─── EXERCISE DATA ───

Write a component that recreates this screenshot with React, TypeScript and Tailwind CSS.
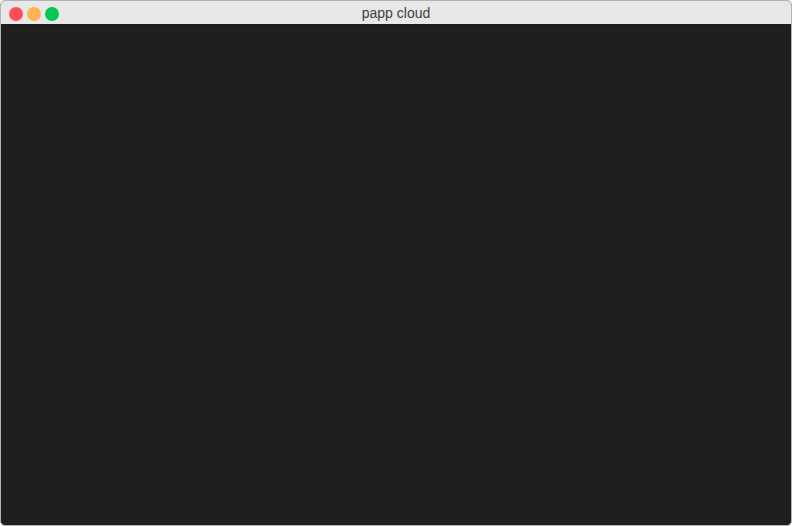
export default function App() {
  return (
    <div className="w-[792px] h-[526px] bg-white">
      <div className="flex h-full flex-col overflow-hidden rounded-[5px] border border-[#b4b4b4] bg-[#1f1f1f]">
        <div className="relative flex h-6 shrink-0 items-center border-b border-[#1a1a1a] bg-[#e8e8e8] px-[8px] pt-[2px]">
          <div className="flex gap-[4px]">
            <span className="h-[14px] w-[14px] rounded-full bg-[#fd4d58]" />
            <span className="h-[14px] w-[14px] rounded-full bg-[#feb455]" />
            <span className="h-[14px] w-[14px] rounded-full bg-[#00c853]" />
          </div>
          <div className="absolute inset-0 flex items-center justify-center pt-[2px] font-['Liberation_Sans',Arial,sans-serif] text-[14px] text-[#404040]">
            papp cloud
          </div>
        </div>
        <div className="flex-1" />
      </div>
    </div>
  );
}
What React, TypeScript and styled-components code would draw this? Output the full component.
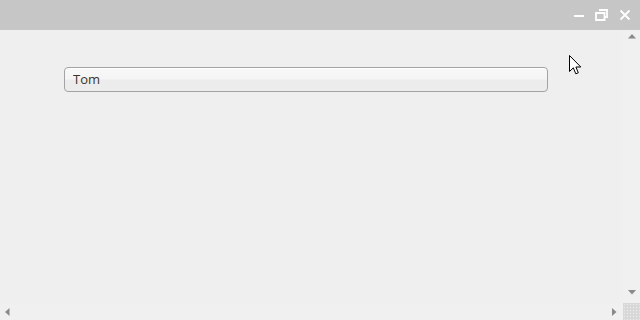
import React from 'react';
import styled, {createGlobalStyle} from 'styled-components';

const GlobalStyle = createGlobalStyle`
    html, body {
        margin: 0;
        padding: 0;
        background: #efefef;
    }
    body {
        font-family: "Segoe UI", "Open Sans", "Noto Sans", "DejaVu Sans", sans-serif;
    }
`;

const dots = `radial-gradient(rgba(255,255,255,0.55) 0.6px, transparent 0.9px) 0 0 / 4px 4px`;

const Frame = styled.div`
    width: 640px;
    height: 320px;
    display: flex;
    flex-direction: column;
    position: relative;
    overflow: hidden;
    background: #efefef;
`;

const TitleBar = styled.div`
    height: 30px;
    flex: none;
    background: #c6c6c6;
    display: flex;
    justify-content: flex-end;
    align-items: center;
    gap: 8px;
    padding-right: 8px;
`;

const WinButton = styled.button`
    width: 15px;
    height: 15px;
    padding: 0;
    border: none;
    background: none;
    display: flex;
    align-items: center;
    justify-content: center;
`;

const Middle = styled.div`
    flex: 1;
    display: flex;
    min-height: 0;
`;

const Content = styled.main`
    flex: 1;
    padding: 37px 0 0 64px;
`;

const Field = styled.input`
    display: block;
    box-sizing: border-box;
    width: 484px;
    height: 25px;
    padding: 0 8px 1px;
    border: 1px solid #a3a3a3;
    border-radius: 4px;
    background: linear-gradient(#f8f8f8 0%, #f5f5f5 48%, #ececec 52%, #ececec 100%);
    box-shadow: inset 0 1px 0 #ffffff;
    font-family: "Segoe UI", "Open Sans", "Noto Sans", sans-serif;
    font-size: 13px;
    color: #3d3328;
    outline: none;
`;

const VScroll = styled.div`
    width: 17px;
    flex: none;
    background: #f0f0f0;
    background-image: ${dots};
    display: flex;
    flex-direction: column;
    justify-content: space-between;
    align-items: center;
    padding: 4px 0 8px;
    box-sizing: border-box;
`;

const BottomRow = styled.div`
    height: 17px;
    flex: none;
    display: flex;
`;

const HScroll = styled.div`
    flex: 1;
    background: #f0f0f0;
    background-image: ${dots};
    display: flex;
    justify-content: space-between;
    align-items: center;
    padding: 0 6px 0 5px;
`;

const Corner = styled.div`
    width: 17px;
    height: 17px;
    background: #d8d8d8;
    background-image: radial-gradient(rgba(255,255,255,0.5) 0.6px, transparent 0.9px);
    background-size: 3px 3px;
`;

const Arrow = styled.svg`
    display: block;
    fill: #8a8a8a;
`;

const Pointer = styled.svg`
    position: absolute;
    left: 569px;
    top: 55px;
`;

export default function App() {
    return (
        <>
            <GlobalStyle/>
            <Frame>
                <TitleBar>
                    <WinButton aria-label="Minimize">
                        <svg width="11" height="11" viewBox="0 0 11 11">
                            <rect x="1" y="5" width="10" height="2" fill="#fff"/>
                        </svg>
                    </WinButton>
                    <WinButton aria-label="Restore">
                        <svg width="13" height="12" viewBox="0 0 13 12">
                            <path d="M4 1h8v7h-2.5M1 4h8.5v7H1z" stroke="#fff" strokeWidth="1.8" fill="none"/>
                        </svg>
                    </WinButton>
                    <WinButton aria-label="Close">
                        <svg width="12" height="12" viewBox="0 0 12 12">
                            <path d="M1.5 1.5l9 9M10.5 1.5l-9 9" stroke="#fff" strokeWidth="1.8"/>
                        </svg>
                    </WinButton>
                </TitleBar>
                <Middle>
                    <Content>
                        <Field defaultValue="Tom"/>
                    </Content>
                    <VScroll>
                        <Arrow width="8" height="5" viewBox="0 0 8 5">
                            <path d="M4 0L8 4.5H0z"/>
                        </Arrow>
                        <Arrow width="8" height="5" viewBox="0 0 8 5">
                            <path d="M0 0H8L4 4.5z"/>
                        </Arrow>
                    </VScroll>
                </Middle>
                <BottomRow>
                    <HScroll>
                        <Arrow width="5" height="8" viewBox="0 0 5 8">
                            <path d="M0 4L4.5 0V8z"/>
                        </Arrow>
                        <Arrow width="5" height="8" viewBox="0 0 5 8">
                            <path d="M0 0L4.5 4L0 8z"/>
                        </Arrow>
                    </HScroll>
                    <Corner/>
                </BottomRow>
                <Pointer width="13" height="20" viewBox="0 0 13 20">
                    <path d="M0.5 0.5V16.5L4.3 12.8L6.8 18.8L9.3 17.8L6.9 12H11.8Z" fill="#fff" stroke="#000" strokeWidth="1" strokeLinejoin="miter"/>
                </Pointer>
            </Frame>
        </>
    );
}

───

*WHAT YOU ARE ASKED TO DO:* Without the pictures, print the whole listing exactly as given.

*REPLY TO THE EXERCISE:*
Write a component that recreates this screenshot with React, TypeScript and Tailwind CSS.
export default function App() {
  return (
    <div className="w-[792px] h-[526px] bg-white">
      <div className="flex h-full flex-col overflow-hidden rounded-[5px] border border-[#b4b4b4] bg-[#1f1f1f]">
        <div className="relative flex h-6 shrink-0 items-center border-b border-[#1a1a1a] bg-[#e8e8e8] px-[8px] pt-[2px]">
          <div className="flex gap-[4px]">
            <span className="h-[14px] w-[14px] rounded-full bg-[#fd4d58]" />
            <span className="h-[14px] w-[14px] rounded-full bg-[#feb455]" />
            <span className="h-[14px] w-[14px] rounded-full bg-[#00c853]" />
          </div>
          <div className="absolute inset-0 flex items-center justify-center pt-[2px] font-['Liberation_Sans',Arial,sans-serif] text-[14px] text-[#404040]">
            papp cloud
          </div>
        </div>
        <div className="flex-1" />
      </div>
    </div>
  );
}
What React, TypeScript and styled-components code would draw this? Output the full component.
import React from 'react';
import styled, {createGlobalStyle} from 'styled-components';

const GlobalStyle = createGlobalStyle`
    html, body {
        margin: 0;
        padding: 0;
        background: #efefef;
    }
    body {
        font-family: "Segoe UI", "Open Sans", "Noto Sans", "DejaVu Sans", sans-serif;
    }
`;

const dots = `radial-gradient(rgba(255,255,255,0.55) 0.6px, transparent 0.9px) 0 0 / 4px 4px`;

const Frame = styled.div`
    width: 640px;
    height: 320px;
    display: flex;
    flex-direction: column;
    position: relative;
    overflow: hidden;
    background: #efefef;
`;

const TitleBar = styled.div`
    height: 30px;
    flex: none;
    background: #c6c6c6;
    display: flex;
    justify-content: flex-end;
    align-items: center;
    gap: 8px;
    padding-right: 8px;
`;

const WinButton = styled.button`
    width: 15px;
    height: 15px;
    padding: 0;
    border: none;
    background: none;
    display: flex;
    align-items: center;
    justify-content: center;
`;

const Middle = styled.div`
    flex: 1;
    display: flex;
    min-height: 0;
`;

const Content = styled.main`
    flex: 1;
    padding: 37px 0 0 64px;
`;

const Field = styled.input`
    display: block;
    box-sizing: border-box;
    width: 484px;
    height: 25px;
    padding: 0 8px 1px;
    border: 1px solid #a3a3a3;
    border-radius: 4px;
    background: linear-gradient(#f8f8f8 0%, #f5f5f5 48%, #ececec 52%, #ececec 100%);
    box-shadow: inset 0 1px 0 #ffffff;
    font-family: "Segoe UI", "Open Sans", "Noto Sans", sans-serif;
    font-size: 13px;
    color: #3d3328;
    outline: none;
`;

const VScroll = styled.div`
    width: 17px;
    flex: none;
    background: #f0f0f0;
    background-image: ${dots};
    display: flex;
    flex-direction: column;
    justify-content: space-between;
    align-items: center;
    padding: 4px 0 8px;
    box-sizing: border-box;
`;

const BottomRow = styled.div`
    height: 17px;
    flex: none;
    display: flex;
`;

const HScroll = styled.div`
    flex: 1;
    background: #f0f0f0;
    background-image: ${dots};
    display: flex;
    justify-content: space-between;
    align-items: center;
    padding: 0 6px 0 5px;
`;

const Corner = styled.div`
    width: 17px;
    height: 17px;
    background: #d8d8d8;
    background-image: radial-gradient(rgba(255,255,255,0.5) 0.6px, transparent 0.9px);
    background-size: 3px 3px;
`;

const Arrow = styled.svg`
    display: block;
    fill: #8a8a8a;
`;

const Pointer = styled.svg`
    position: absolute;
    left: 569px;
    top: 55px;
`;

export default function App() {
    return (
        <>
            <GlobalStyle/>
            <Frame>
                <TitleBar>
                    <WinButton aria-label="Minimize">
                        <svg width="11" height="11" viewBox="0 0 11 11">
                            <rect x="1" y="5" width="10" height="2" fill="#fff"/>
                        </svg>
                    </WinButton>
                    <WinButton aria-label="Restore">
                        <svg width="13" height="12" viewBox="0 0 13 12">
                            <path d="M4 1h8v7h-2.5M1 4h8.5v7H1z" stroke="#fff" strokeWidth="1.8" fill="none"/>
                        </svg>
                    </WinButton>
                    <WinButton aria-label="Close">
                        <svg width="12" height="12" viewBox="0 0 12 12">
                            <path d="M1.5 1.5l9 9M10.5 1.5l-9 9" stroke="#fff" strokeWidth="1.8"/>
                        </svg>
                    </WinButton>
                </TitleBar>
                <Middle>
                    <Content>
                        <Field defaultValue="Tom"/>
                    </Content>
                    <VScroll>
                        <Arrow width="8" height="5" viewBox="0 0 8 5">
                            <path d="M4 0L8 4.5H0z"/>
                        </Arrow>
                        <Arrow width="8" height="5" viewBox="0 0 8 5">
                            <path d="M0 0H8L4 4.5z"/>
                        </Arrow>
                    </VScroll>
                </Middle>
                <BottomRow>
                    <HScroll>
                        <Arrow width="5" height="8" viewBox="0 0 5 8">
                            <path d="M0 4L4.5 0V8z"/>
                        </Arrow>
                        <Arrow width="5" height="8" viewBox="0 0 5 8">
                            <path d="M0 0L4.5 4L0 8z"/>
                        </Arrow>
                    </HScroll>
                    <Corner/>
                </BottomRow>
                <Pointer width="13" height="20" viewBox="0 0 13 20">
                    <path d="M0.5 0.5V16.5L4.3 12.8L6.8 18.8L9.3 17.8L6.9 12H11.8Z" fill="#fff" stroke="#000" strokeWidth="1" strokeLinejoin="miter"/>
                </Pointer>
            </Frame>
        </>
    );
}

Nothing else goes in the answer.